### Objective
Without the pictures, can you quote each line below exactly?
==============================
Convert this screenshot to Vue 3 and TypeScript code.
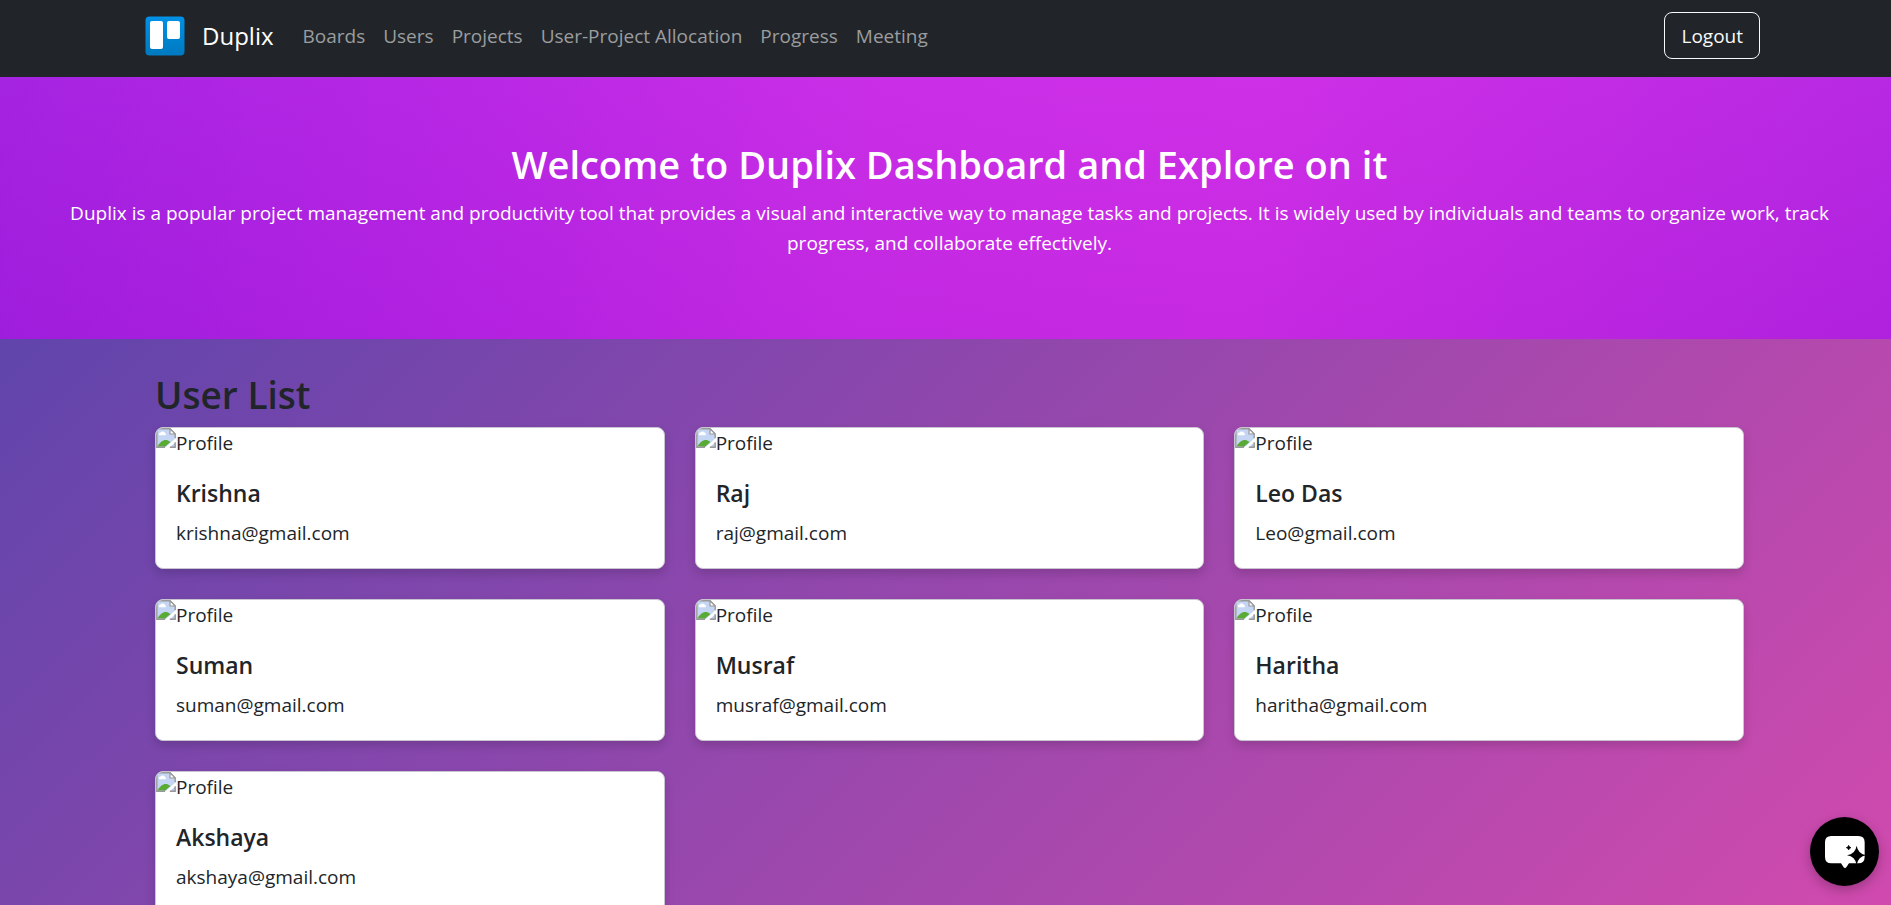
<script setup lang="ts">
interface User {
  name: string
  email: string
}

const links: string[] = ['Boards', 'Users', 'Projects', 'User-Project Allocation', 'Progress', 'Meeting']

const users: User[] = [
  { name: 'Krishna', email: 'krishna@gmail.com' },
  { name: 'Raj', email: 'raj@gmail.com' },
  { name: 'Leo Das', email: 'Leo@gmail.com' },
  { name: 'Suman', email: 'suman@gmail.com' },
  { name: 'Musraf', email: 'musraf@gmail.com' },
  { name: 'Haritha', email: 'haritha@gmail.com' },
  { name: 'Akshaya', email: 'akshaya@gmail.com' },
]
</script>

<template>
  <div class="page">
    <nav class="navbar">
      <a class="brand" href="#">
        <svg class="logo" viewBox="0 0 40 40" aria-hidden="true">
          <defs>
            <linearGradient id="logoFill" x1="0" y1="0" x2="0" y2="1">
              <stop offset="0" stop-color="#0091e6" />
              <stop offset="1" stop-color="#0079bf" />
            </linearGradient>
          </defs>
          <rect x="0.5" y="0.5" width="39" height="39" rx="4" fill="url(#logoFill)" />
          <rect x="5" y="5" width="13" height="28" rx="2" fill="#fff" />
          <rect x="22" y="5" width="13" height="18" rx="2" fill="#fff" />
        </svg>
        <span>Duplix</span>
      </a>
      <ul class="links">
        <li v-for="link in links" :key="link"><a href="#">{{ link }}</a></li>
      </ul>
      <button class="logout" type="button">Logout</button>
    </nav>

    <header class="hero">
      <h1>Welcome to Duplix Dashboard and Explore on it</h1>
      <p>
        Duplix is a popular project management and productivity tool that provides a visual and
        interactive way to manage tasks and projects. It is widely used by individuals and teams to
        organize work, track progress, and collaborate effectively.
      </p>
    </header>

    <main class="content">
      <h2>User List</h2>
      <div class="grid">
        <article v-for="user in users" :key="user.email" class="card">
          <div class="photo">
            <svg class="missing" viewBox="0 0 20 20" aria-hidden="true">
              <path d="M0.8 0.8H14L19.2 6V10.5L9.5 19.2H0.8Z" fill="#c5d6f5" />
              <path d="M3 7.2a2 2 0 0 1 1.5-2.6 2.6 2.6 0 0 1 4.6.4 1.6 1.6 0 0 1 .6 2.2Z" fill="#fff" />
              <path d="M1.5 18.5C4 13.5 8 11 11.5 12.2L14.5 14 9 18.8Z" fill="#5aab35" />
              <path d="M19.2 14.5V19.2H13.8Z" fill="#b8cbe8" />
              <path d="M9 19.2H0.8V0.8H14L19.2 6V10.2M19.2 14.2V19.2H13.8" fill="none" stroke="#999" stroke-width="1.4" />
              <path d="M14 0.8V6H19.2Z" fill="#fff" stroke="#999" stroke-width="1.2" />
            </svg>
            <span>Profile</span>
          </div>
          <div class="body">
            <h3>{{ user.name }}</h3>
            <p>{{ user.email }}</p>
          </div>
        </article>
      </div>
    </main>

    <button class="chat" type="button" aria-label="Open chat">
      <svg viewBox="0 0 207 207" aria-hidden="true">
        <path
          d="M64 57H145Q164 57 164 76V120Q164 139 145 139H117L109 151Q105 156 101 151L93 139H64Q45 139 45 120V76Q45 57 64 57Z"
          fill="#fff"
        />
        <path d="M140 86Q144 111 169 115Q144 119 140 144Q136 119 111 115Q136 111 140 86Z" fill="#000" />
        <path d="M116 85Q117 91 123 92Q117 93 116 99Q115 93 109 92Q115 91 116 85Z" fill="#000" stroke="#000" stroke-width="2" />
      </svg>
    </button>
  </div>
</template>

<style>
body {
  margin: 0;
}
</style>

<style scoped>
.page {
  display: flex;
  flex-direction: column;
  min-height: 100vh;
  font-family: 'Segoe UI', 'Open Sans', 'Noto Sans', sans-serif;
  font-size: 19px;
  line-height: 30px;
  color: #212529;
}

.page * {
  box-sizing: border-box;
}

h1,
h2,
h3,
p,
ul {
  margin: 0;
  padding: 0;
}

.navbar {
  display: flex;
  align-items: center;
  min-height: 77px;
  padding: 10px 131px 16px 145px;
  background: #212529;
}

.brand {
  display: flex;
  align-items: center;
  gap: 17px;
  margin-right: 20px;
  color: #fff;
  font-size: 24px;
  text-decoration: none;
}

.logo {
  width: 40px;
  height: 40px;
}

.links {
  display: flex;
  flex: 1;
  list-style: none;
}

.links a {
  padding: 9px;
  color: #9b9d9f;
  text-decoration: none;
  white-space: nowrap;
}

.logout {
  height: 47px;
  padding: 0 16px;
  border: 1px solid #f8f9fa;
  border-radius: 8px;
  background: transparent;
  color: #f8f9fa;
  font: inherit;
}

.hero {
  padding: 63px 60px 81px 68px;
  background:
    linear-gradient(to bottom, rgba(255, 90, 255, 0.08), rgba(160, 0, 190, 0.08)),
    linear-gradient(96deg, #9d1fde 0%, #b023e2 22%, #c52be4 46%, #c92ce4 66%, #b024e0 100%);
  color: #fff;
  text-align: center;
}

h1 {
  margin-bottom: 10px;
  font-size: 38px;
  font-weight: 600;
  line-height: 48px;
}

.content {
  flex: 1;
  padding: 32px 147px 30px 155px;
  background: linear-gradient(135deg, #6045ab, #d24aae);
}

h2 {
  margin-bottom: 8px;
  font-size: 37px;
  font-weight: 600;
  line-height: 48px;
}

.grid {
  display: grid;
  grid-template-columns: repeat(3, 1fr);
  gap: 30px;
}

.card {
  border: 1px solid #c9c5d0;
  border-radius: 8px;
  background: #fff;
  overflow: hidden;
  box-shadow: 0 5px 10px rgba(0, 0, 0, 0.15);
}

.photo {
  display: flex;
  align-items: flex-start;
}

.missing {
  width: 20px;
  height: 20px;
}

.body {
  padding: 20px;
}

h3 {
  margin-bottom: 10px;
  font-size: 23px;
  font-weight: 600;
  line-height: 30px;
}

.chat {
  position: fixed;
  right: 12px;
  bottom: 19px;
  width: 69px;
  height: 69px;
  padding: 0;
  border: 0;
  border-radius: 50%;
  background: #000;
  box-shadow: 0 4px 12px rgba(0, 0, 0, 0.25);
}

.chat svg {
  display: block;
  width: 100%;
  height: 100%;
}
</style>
==============================
### Solution below
Convert this screenshot to Vue 3 and TypeScript code.
<script setup lang="ts">
interface User {
  name: string
  email: string
}

const links: string[] = ['Boards', 'Users', 'Projects', 'User-Project Allocation', 'Progress', 'Meeting']

const users: User[] = [
  { name: 'Krishna', email: 'krishna@gmail.com' },
  { name: 'Raj', email: 'raj@gmail.com' },
  { name: 'Leo Das', email: 'Leo@gmail.com' },
  { name: 'Suman', email: 'suman@gmail.com' },
  { name: 'Musraf', email: 'musraf@gmail.com' },
  { name: 'Haritha', email: 'haritha@gmail.com' },
  { name: 'Akshaya', email: 'akshaya@gmail.com' },
]
</script>

<template>
  <div class="page">
    <nav class="navbar">
      <a class="brand" href="#">
        <svg class="logo" viewBox="0 0 40 40" aria-hidden="true">
          <defs>
            <linearGradient id="logoFill" x1="0" y1="0" x2="0" y2="1">
              <stop offset="0" stop-color="#0091e6" />
              <stop offset="1" stop-color="#0079bf" />
            </linearGradient>
          </defs>
          <rect x="0.5" y="0.5" width="39" height="39" rx="4" fill="url(#logoFill)" />
          <rect x="5" y="5" width="13" height="28" rx="2" fill="#fff" />
          <rect x="22" y="5" width="13" height="18" rx="2" fill="#fff" />
        </svg>
        <span>Duplix</span>
      </a>
      <ul class="links">
        <li v-for="link in links" :key="link"><a href="#">{{ link }}</a></li>
      </ul>
      <button class="logout" type="button">Logout</button>
    </nav>

    <header class="hero">
      <h1>Welcome to Duplix Dashboard and Explore on it</h1>
      <p>
        Duplix is a popular project management and productivity tool that provides a visual and
        interactive way to manage tasks and projects. It is widely used by individuals and teams to
        organize work, track progress, and collaborate effectively.
      </p>
    </header>

    <main class="content">
      <h2>User List</h2>
      <div class="grid">
        <article v-for="user in users" :key="user.email" class="card">
          <div class="photo">
            <svg class="missing" viewBox="0 0 20 20" aria-hidden="true">
              <path d="M0.8 0.8H14L19.2 6V10.5L9.5 19.2H0.8Z" fill="#c5d6f5" />
              <path d="M3 7.2a2 2 0 0 1 1.5-2.6 2.6 2.6 0 0 1 4.6.4 1.6 1.6 0 0 1 .6 2.2Z" fill="#fff" />
              <path d="M1.5 18.5C4 13.5 8 11 11.5 12.2L14.5 14 9 18.8Z" fill="#5aab35" />
              <path d="M19.2 14.5V19.2H13.8Z" fill="#b8cbe8" />
              <path d="M9 19.2H0.8V0.8H14L19.2 6V10.2M19.2 14.2V19.2H13.8" fill="none" stroke="#999" stroke-width="1.4" />
              <path d="M14 0.8V6H19.2Z" fill="#fff" stroke="#999" stroke-width="1.2" />
            </svg>
            <span>Profile</span>
          </div>
          <div class="body">
            <h3>{{ user.name }}</h3>
            <p>{{ user.email }}</p>
          </div>
        </article>
      </div>
    </main>

    <button class="chat" type="button" aria-label="Open chat">
      <svg viewBox="0 0 207 207" aria-hidden="true">
        <path
          d="M64 57H145Q164 57 164 76V120Q164 139 145 139H117L109 151Q105 156 101 151L93 139H64Q45 139 45 120V76Q45 57 64 57Z"
          fill="#fff"
        />
        <path d="M140 86Q144 111 169 115Q144 119 140 144Q136 119 111 115Q136 111 140 86Z" fill="#000" />
        <path d="M116 85Q117 91 123 92Q117 93 116 99Q115 93 109 92Q115 91 116 85Z" fill="#000" stroke="#000" stroke-width="2" />
      </svg>
    </button>
  </div>
</template>

<style>
body {
  margin: 0;
}
</style>

<style scoped>
.page {
  display: flex;
  flex-direction: column;
  min-height: 100vh;
  font-family: 'Segoe UI', 'Open Sans', 'Noto Sans', sans-serif;
  font-size: 19px;
  line-height: 30px;
  color: #212529;
}

.page * {
  box-sizing: border-box;
}

h1,
h2,
h3,
p,
ul {
  margin: 0;
  padding: 0;
}

.navbar {
  display: flex;
  align-items: center;
  min-height: 77px;
  padding: 10px 131px 16px 145px;
  background: #212529;
}

.brand {
  display: flex;
  align-items: center;
  gap: 17px;
  margin-right: 20px;
  color: #fff;
  font-size: 24px;
  text-decoration: none;
}

.logo {
  width: 40px;
  height: 40px;
}

.links {
  display: flex;
  flex: 1;
  list-style: none;
}

.links a {
  padding: 9px;
  color: #9b9d9f;
  text-decoration: none;
  white-space: nowrap;
}

.logout {
  height: 47px;
  padding: 0 16px;
  border: 1px solid #f8f9fa;
  border-radius: 8px;
  background: transparent;
  color: #f8f9fa;
  font: inherit;
}

.hero {
  padding: 63px 60px 81px 68px;
  background:
    linear-gradient(to bottom, rgba(255, 90, 255, 0.08), rgba(160, 0, 190, 0.08)),
    linear-gradient(96deg, #9d1fde 0%, #b023e2 22%, #c52be4 46%, #c92ce4 66%, #b024e0 100%);
  color: #fff;
  text-align: center;
}

h1 {
  margin-bottom: 10px;
  font-size: 38px;
  font-weight: 600;
  line-height: 48px;
}

.content {
  flex: 1;
  padding: 32px 147px 30px 155px;
  background: linear-gradient(135deg, #6045ab, #d24aae);
}

h2 {
  margin-bottom: 8px;
  font-size: 37px;
  font-weight: 600;
  line-height: 48px;
}

.grid {
  display: grid;
  grid-template-columns: repeat(3, 1fr);
  gap: 30px;
}

.card {
  border: 1px solid #c9c5d0;
  border-radius: 8px;
  background: #fff;
  overflow: hidden;
  box-shadow: 0 5px 10px rgba(0, 0, 0, 0.15);
}

.photo {
  display: flex;
  align-items: flex-start;
}

.missing {
  width: 20px;
  height: 20px;
}

.body {
  padding: 20px;
}

h3 {
  margin-bottom: 10px;
  font-size: 23px;
  font-weight: 600;
  line-height: 30px;
}

.chat {
  position: fixed;
  right: 12px;
  bottom: 19px;
  width: 69px;
  height: 69px;
  padding: 0;
  border: 0;
  border-radius: 50%;
  background: #000;
  box-shadow: 0 4px 12px rgba(0, 0, 0, 0.25);
}

.chat svg {
  display: block;
  width: 100%;
  height: 100%;
}
</style>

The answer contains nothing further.